Ex-Hostess stores open under the Franz Bakery label
Bakery goods » Now sold in Utah at Smith’s, Walmart, Costco, other chains.
By dawn house
| The Salt Lake Tribune
First Published Jul 17 2013 09:04 am
Last Updated Dec 07 2013 11:35 pm
For the first time, Utahns may buy bakery goods sold in the Northwest since 1906 at retail outlets once operated by the former Hostess Brands company, sold as part of bankruptcy action.
United States Bakery of Portland, Ore., better known as Franz Bakery, received approval from the U.S. Bankruptcy Court in Manhattan to buy the Salt Lake bakery, five depots and seven stores in Utah as well as facilities in Idaho, Montana, Washington and Alaska. The $31-million deal also included the purchase of Hostess’ Sweetheart, Eddy’s, Standish Farms and Grandma Emilie’s brands.
Franz recently reopened five former Hostess retail outlets in Salt Lake, Cache, Davis and Utah counties, selling fresh and day-old goods under its own labels. Products include bagels, pastries, donuts, breads, buns and cookies. The stores also will carry gluten-free and organic lines.
The Salt Lake bakery has reopened and is making buns. (The Salt Lake City store on North Temple has been closed and plans for the Murray outlet have not yet been decided.)
With the brand’s introduction in Utah, the company also struck agreements to sell its bakery goods at Smith’s Food & Drug, Walmart, Costco, Winco, Ridley’s and Reams.
About 110 people staff the Utah facilities, including many former Hostess workers.
Wages at Franz for entry-level jobs are about $17 per hour, plus benefits. In Seattle, a June advertisement indicated that an entry-level worker could earn from $13.95 to $19.95 per hour.
"We could pay a minimum wage but that’s not what we do," said Rob Robinson, Franz general manager. "We pay workers a decent living wage, and around 97 percent of our employees receive benefits. We want great people who will give great service. We want to be a part of the community, we want to give back. It’s the heart of who we are."
Hostess had employed about 600 people in Utah who were among the 18,000 laid-off nationwide due to the bankruptcy.

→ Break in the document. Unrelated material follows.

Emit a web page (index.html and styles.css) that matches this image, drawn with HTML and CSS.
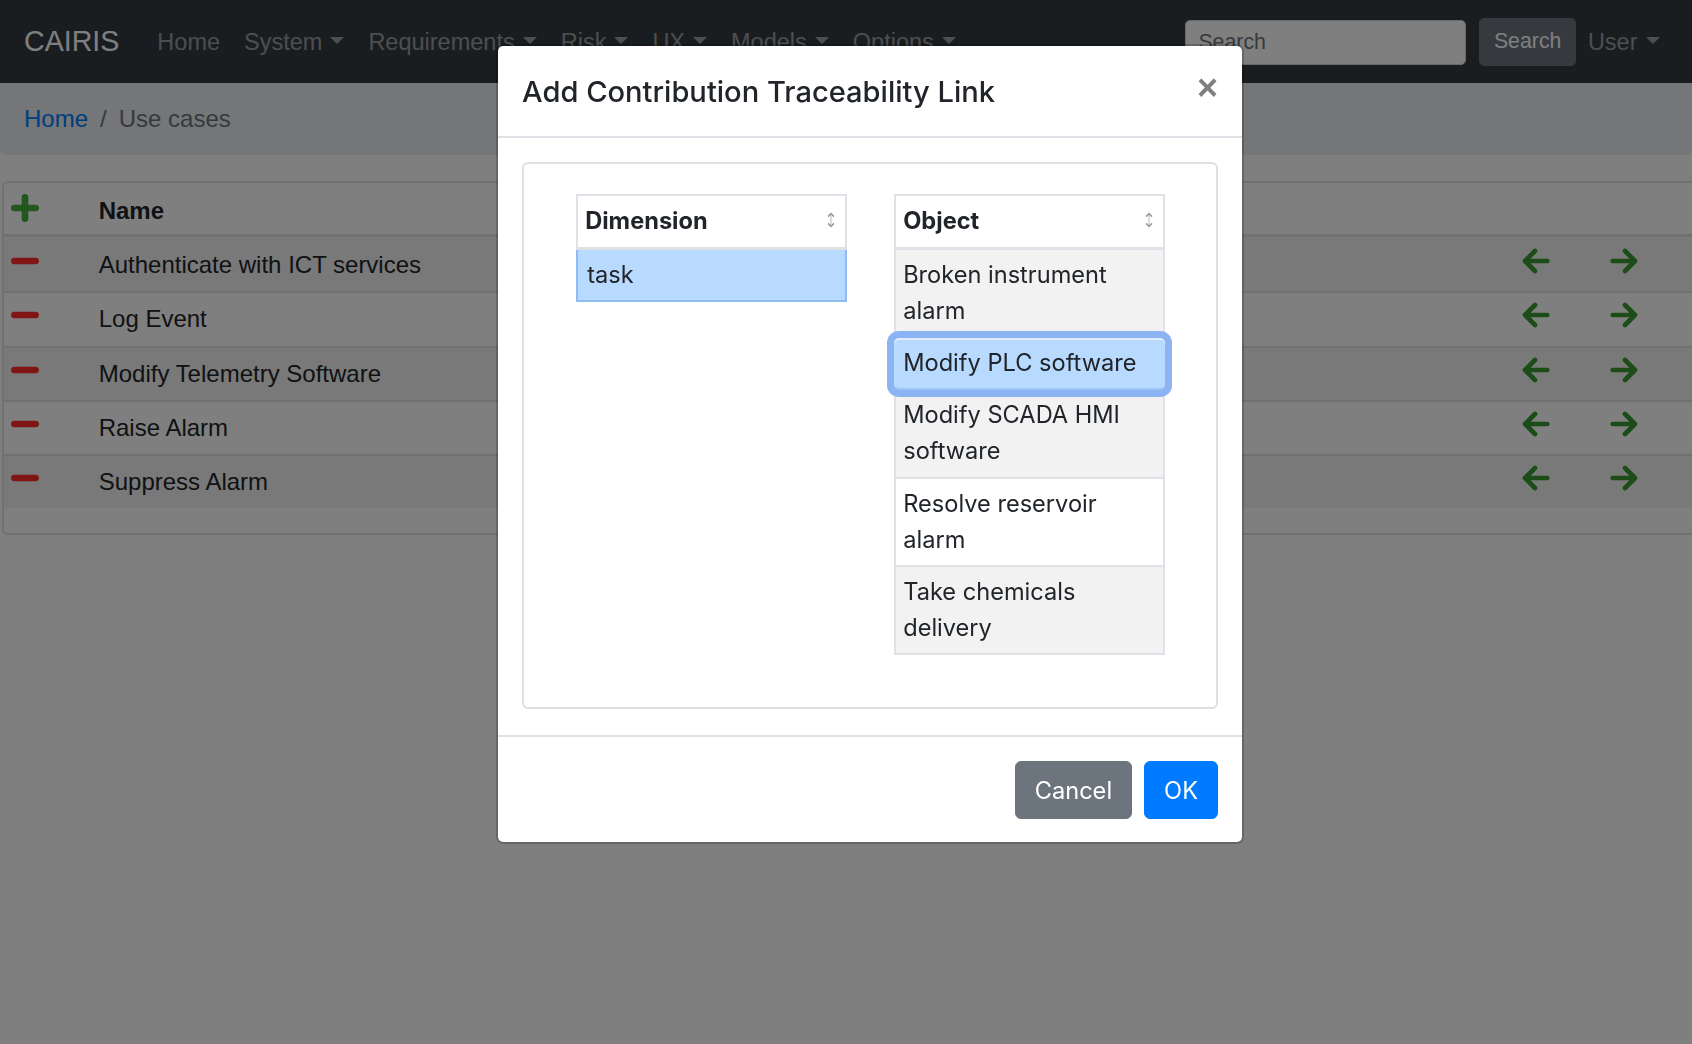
FILE: index.html
```html
<!DOCTYPE html>
<html lang="en">
<head>
<meta charset="utf-8">
<title>CAIRIS - Use cases</title>
<link rel="stylesheet" href="styles.css">
</head>
<body>
<nav class="navbar">
  <a class="brand" href="#">CAIRIS</a>
  <ul class="nav-list">
    <li><a class="nav-link" href="#">Home</a></li>
    <li><a class="nav-link dd" href="#">System</a></li>
    <li><a class="nav-link dd" href="#">Requirements</a></li>
    <li><a class="nav-link dd" href="#">Risk</a></li>
    <li><a class="nav-link dd" href="#">UX</a></li>
    <li><a class="nav-link dd" href="#">Models</a></li>
    <li><a class="nav-link dd" href="#">Options</a></li>
  </ul>
  <form class="search">
    <input class="search-input" type="text" placeholder="Search">
    <button class="search-btn" type="button">Search</button>
  </form>
  <a class="nav-link dd" href="#">User</a>
</nav>

<ol class="breadcrumb">
  <li class="crumb"><a href="#">Home</a></li>
  <li class="crumb active">Use cases</li>
</ol>

<div class="panel">
  <table class="uc-table">
    <colgroup><col class="c1"><col><col class="c3"><col class="c4"></colgroup>
    <thead>
      <tr>
        <th><svg class="icon icon-head add" viewBox="0 0 28 28"><path d="M14 3.3v21.4M3.3 14h21.4" fill="none" stroke="currentColor" stroke-width="6.6" stroke-linecap="round"/></svg></th>
        <th>Name</th><th></th><th></th>
      </tr>
    </thead>
    <tbody>
      <tr>
        <td><svg class="icon del" viewBox="0 0 28 28"><path d="M3.3 14h21.4" stroke="currentColor" stroke-width="6.4" stroke-linecap="round"/></svg></td>
        <td>Authenticate with ICT services</td>
        <td><svg class="icon nav-arrow" viewBox="0 0 28 28"><path d="M25.3 14H3M13 4L3 14l10 10" fill="none" stroke="currentColor" stroke-width="4.6" stroke-linecap="round" stroke-linejoin="round"/></svg></td>
        <td><svg class="icon nav-arrow" viewBox="0 0 28 28"><path d="M2.7 14H25M15 4l10 10-10 10" fill="none" stroke="currentColor" stroke-width="4.6" stroke-linecap="round" stroke-linejoin="round"/></svg></td>
      </tr>
      <tr>
        <td><svg class="icon del" viewBox="0 0 28 28"><path d="M3.3 14h21.4" stroke="currentColor" stroke-width="6.4" stroke-linecap="round"/></svg></td>
        <td>Log Event</td>
        <td><svg class="icon nav-arrow" viewBox="0 0 28 28"><path d="M25.3 14H3M13 4L3 14l10 10" fill="none" stroke="currentColor" stroke-width="4.6" stroke-linecap="round" stroke-linejoin="round"/></svg></td>
        <td><svg class="icon nav-arrow" viewBox="0 0 28 28"><path d="M2.7 14H25M15 4l10 10-10 10" fill="none" stroke="currentColor" stroke-width="4.6" stroke-linecap="round" stroke-linejoin="round"/></svg></td>
      </tr>
      <tr>
        <td><svg class="icon del" viewBox="0 0 28 28"><path d="M3.3 14h21.4" stroke="currentColor" stroke-width="6.4" stroke-linecap="round"/></svg></td>
        <td>Modify Telemetry Software</td>
        <td><svg class="icon nav-arrow" viewBox="0 0 28 28"><path d="M25.3 14H3M13 4L3 14l10 10" fill="none" stroke="currentColor" stroke-width="4.6" stroke-linecap="round" stroke-linejoin="round"/></svg></td>
        <td><svg class="icon nav-arrow" viewBox="0 0 28 28"><path d="M2.7 14H25M15 4l10 10-10 10" fill="none" stroke="currentColor" stroke-width="4.6" stroke-linecap="round" stroke-linejoin="round"/></svg></td>
      </tr>
      <tr>
        <td><svg class="icon del" viewBox="0 0 28 28"><path d="M3.3 14h21.4" stroke="currentColor" stroke-width="6.4" stroke-linecap="round"/></svg></td>
        <td>Raise Alarm</td>
        <td><svg class="icon nav-arrow" viewBox="0 0 28 28"><path d="M25.3 14H3M13 4L3 14l10 10" fill="none" stroke="currentColor" stroke-width="4.6" stroke-linecap="round" stroke-linejoin="round"/></svg></td>
        <td><svg class="icon nav-arrow" viewBox="0 0 28 28"><path d="M2.7 14H25M15 4l10 10-10 10" fill="none" stroke="currentColor" stroke-width="4.6" stroke-linecap="round" stroke-linejoin="round"/></svg></td>
      </tr>
      <tr>
        <td><svg class="icon del" viewBox="0 0 28 28"><path d="M3.3 14h21.4" stroke="currentColor" stroke-width="6.4" stroke-linecap="round"/></svg></td>
        <td>Suppress Alarm</td>
        <td><svg class="icon nav-arrow" viewBox="0 0 28 28"><path d="M25.3 14H3M13 4L3 14l10 10" fill="none" stroke="currentColor" stroke-width="4.6" stroke-linecap="round" stroke-linejoin="round"/></svg></td>
        <td><svg class="icon nav-arrow" viewBox="0 0 28 28"><path d="M2.7 14H25M15 4l10 10-10 10" fill="none" stroke="currentColor" stroke-width="4.6" stroke-linecap="round" stroke-linejoin="round"/></svg></td>
      </tr>
    </tbody>
  </table>
</div>

<div class="backdrop"></div>

<div class="modal">
  <div class="modal-dialog">
    <div class="modal-content">
      <div class="modal-header">
        <h5 class="modal-title">Add Contribution Traceability Link</h5>
        <button class="close" type="button">&times;</button>
      </div>
      <div class="modal-body">
        <div class="pick-box">
          <div class="pick-list">
            <div class="pick-head"><span>Dimension</span><svg class="sort" viewBox="0 0 10 18"><path d="M5 3v12" stroke="#cfcfcf" stroke-width="1.4"/><path d="M2 5.6l3-3 3 3M2 12.4l3 3 3-3" fill="none" stroke="#9c9c9c" stroke-width="1.5"/></svg></div>
            <div class="pick-row primary">task</div>
          </div>
          <div class="pick-list">
            <div class="pick-head"><span>Object</span><svg class="sort" viewBox="0 0 10 18"><path d="M5 3v12" stroke="#cfcfcf" stroke-width="1.4"/><path d="M2 5.6l3-3 3 3M2 12.4l3 3 3-3" fill="none" stroke="#9c9c9c" stroke-width="1.5"/></svg></div>
            <div class="pick-row odd">Broken instrument alarm</div>
            <div class="pick-row focus">Modify PLC software</div>
            <div class="pick-row odd">Modify SCADA HMI software</div>
            <div class="pick-row">Resolve reservoir alarm</div>
            <div class="pick-row odd">Take chemicals delivery</div>
          </div>
        </div>
      </div>
      <div class="modal-footer">
        <button class="btn btn-cancel" type="button">Cancel</button>
        <button class="btn btn-ok" type="button">OK</button>
      </div>
    </div>
  </div>
</div>
</body>
</html>
```
FILE: styles.css
```css
* { box-sizing: border-box; }

html, body {
  margin: 0;
  height: 100%;
  overflow: hidden;
}

body {
  font-family: "Liberation Sans", Arial, Helvetica, sans-serif;
  font-size: 24px;
  line-height: 1.5;
  color: #212529;
  background: #fff;
}

/* ---------- navbar ---------- */
.navbar {
  display: flex;
  align-items: center;
  height: 83px;
  padding: 0 20.5px 0 24px;
  background: #343a40;
}

.brand {
  font-size: 28.6px;
  line-height: 45px;
  color: #fff;
  margin-right: 26px;
  text-decoration: none;
}

.nav-list {
  display: flex;
  list-style: none;
  margin: 0;
  padding: 0;
}

.nav-link {
  display: block;
  padding: 0 12px;
  font-size: 23.5px;
  line-height: 36px;
  color: rgba(255, 255, 255, .5);
  text-decoration: none;
}

.dd::after {
  content: "";
  display: inline-block;
  margin-left: 8px;
  vertical-align: .255em;
  border-top: .3em solid;
  border-right: .3em solid transparent;
  border-left: .3em solid transparent;
}

.search {
  display: flex;
  align-items: center;
  margin: 0 0 0 auto;
}

.search-input {
  width: 281px;
  height: 45px;
  margin: 2px 13px 0 0;
  padding: 0 12px;
  font-family: "Liberation Sans", Arial, sans-serif;
  font-size: 21.3px;
  color: #495057;
  background: #fff;
  border: 1.5px solid #ced4da;
  border-radius: 5px;
}

.search-input::placeholder { color: #6c757d; }

.search-btn {
  height: 48px;
  padding: 0 13.5px;
  font-family: "Liberation Sans", Arial, sans-serif;
  font-size: 21.3px;
  color: #fff;
  background: #6c757d;
  border: 1.5px solid #6c757d;
  border-radius: 5px;
}

/* ---------- breadcrumb ---------- */
.breadcrumb {
  display: flex;
  list-style: none;
  margin: 0 0 26px;
  padding: 18px 24px;
  line-height: 36px;
  background: #e9ecef;
  border-radius: 0 0 6px 6px;
}

.crumb a { color: #007bff; text-decoration: none; }
.crumb + .crumb::before {
  content: "/";
  padding: 0 12px;
  color: #6c757d;
}
.crumb.active { color: #6c757d; }

/* ---------- use case table ---------- */
.panel {
  margin: 0 -8px 0 2px;
  padding-bottom: 25px;
  border: 2px solid #dee2e6;
  border-radius: 6px;
}

.uc-table {
  width: 100%;
  border-spacing: 0;
  table-layout: fixed;
  font-size: 24px;
  line-height: 36px;
  color: #212529;
}

.uc-table .c1 { width: 87.7px; }
.uc-table .c3 { width: 88.5px; }
.uc-table .c4 { width: 95px; }

.uc-table th {
  text-align: left;
  vertical-align: top;
  font-weight: 700;
  padding: 10px 7px 5px;
  border-bottom: 3px solid #dee2e6;
}

.uc-table td {
  vertical-align: top;
  padding: 8px 7px 8.3px;
  border-top: 2px solid #dee2e6;
}

.uc-table tbody tr:first-child td {
  border-top: 0;
  padding-top: 10px;
}

.uc-table tbody tr:nth-child(odd) td { background: rgba(0, 0, 0, .05); }

.icon {
  display: block;
  width: 28px;
  height: 28px;
}
.icon-head { margin-top: 1px; }
.add { color: #44b03c; }
.nav-arrow { color: #38982e; }
.del { color: #ff2a2a; }

/* ---------- modal ---------- */
.backdrop {
  position: fixed;
  inset: 0;
  z-index: 1040;
  background: #000;
  opacity: .5;
}

.modal {
  position: fixed;
  inset: 0;
  z-index: 1050;
  font-family: Inter, "Liberation Sans", sans-serif;
  font-size: 23.6px;
  line-height: 36px;
  color: #212529;
}

.modal-dialog {
  width: 748px;
  margin: 44px 0 0 496px;
}

.modal-content {
  background: #fff;
  background-clip: padding-box;
  border: 2px solid rgba(0, 0, 0, .2);
  border-radius: 7px;
}

.modal-header {
  display: flex;
  align-items: flex-start;
  padding: 23px 24px 22px;
  border-bottom: 2px solid #dee2e6;
}

.modal-title {
  margin: 0;
  font-size: 29.1px;
  font-weight: 500;
  line-height: 45px;
}

.close {
  margin: 1px 0 0 auto;
  padding: 0;
  font-family: "Liberation Sans", Arial, sans-serif;
  font-size: 36px;
  font-weight: 700;
  line-height: 1;
  color: #000;
  opacity: .5;
  background: none;
  border: 0;
}

.modal-body { padding: 24px 24px 26px; }

.pick-box {
  display: flex;
  align-items: flex-start;
  gap: 47px;
  padding: 30px 30px 52px 52px;
  border: 2px solid #dfdfdf;
  border-radius: 6px;
}

.pick-list {
  width: 271px;
  border: 2px solid #dee2e6;
  border-bottom: 0;
}

.pick-head {
  display: flex;
  align-items: center;
  justify-content: space-between;
  padding: 7px 9px 7.5px 7.2px;
  font-weight: 700;
  border-bottom: 3px solid #dee2e6;
}

.sort {
  width: 10px;
  height: 18px;
  margin-top: -2px;
}

.pick-row {
  padding: 7.2px;
  border-bottom: 2px solid #dee2e6;
}

.pick-row.odd { background: #f2f2f2; }

.pick-row.primary {
  margin: 0 -2px;
  padding-left: 9.2px;
  background: #b8daff;
  border: 2px solid #8fbcf4;
  border-top: 0;
}

.pick-row.focus {
  position: relative;
  z-index: 1;
  margin: 0 -2px;
  padding-left: 9.2px;
  background: #b8daff;
  border-bottom: 2px solid #9fc5f5;
  border-radius: 5px;
  box-shadow: 0 0 0 7px #8cb4f2, inset 0 2px 0 #dfecfc;
}

.modal-footer {
  display: flex;
  justify-content: flex-end;
  gap: 12px;
  padding: 24px 24px 23px;
  border-top: 2px solid #dee2e6;
}

.btn {
  height: 58px;
  padding: 0 19px;
  font-family: Inter, "Liberation Sans", sans-serif;
  font-size: 23.6px;
  color: #fff;
  border: 1.5px solid transparent;
  border-radius: 6px;
}

.btn-cancel { background: #6c757d; border-color: #6c757d; }
.btn-ok { background: #007bff; border-color: #007bff; }
```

As part of the bankruptcy proceedings,Georgia-based Flowers Foods recentlyreceived approval to buy the former Hostess Ogden plant, 19 other U.S. bakeries and several Hostess brands, including Wonder bread, for $360 million. The transaction awaits final approval before those operations will resume.
The best known Hostess brands, Twinkies, Cup Cakes and Ho Hos and five bakeries went to private equity firms Metroupoulos & Co. and Apollo Global Management in a $410 deal.
About one-quarter of the former Hostess workers will end up returning when all the brands are up and running again, according to estimates by Natalie Everett, a bread and snack industry analyst with IBISWorld. That’s because companies typically invest in equipment and machinery to replace laborers, Everett told CNNMoney.
The Franz story began in 1897 when 15-year-old Engelbert Franz, wrote to his uncle, who owned United States Bakery in Portland, asking for passage to travel from Austria to Oregon. The boy worked for his uncle for eight years, repaid the loan and sent for his brother Joseph.
In 1906 the two brothers bought a small bakery, and within two years they were able to strike a deal with their uncle to purchase United States Bakery. That became the brothers’ corporate name. The plant became known as Franz Bakery.
Today, Franz supplies baked goods to virtually all of the fast-food restaurants, 80 percent of restaurants and nearly all the area grocers in the Northwest, say company officials. Products are marketed under the individual bakeries’ names, as well as brands such as Bay City, Seattle International, McKenzie Farms, Svenhard’s, and Aunt Katie’s.
Franz employs about 3,000 people in Alaska, Idaho, Montana, northern California, Oregon, Washington, Wyoming and Utah. The family-owned company, which is privately held, does not release sales figures.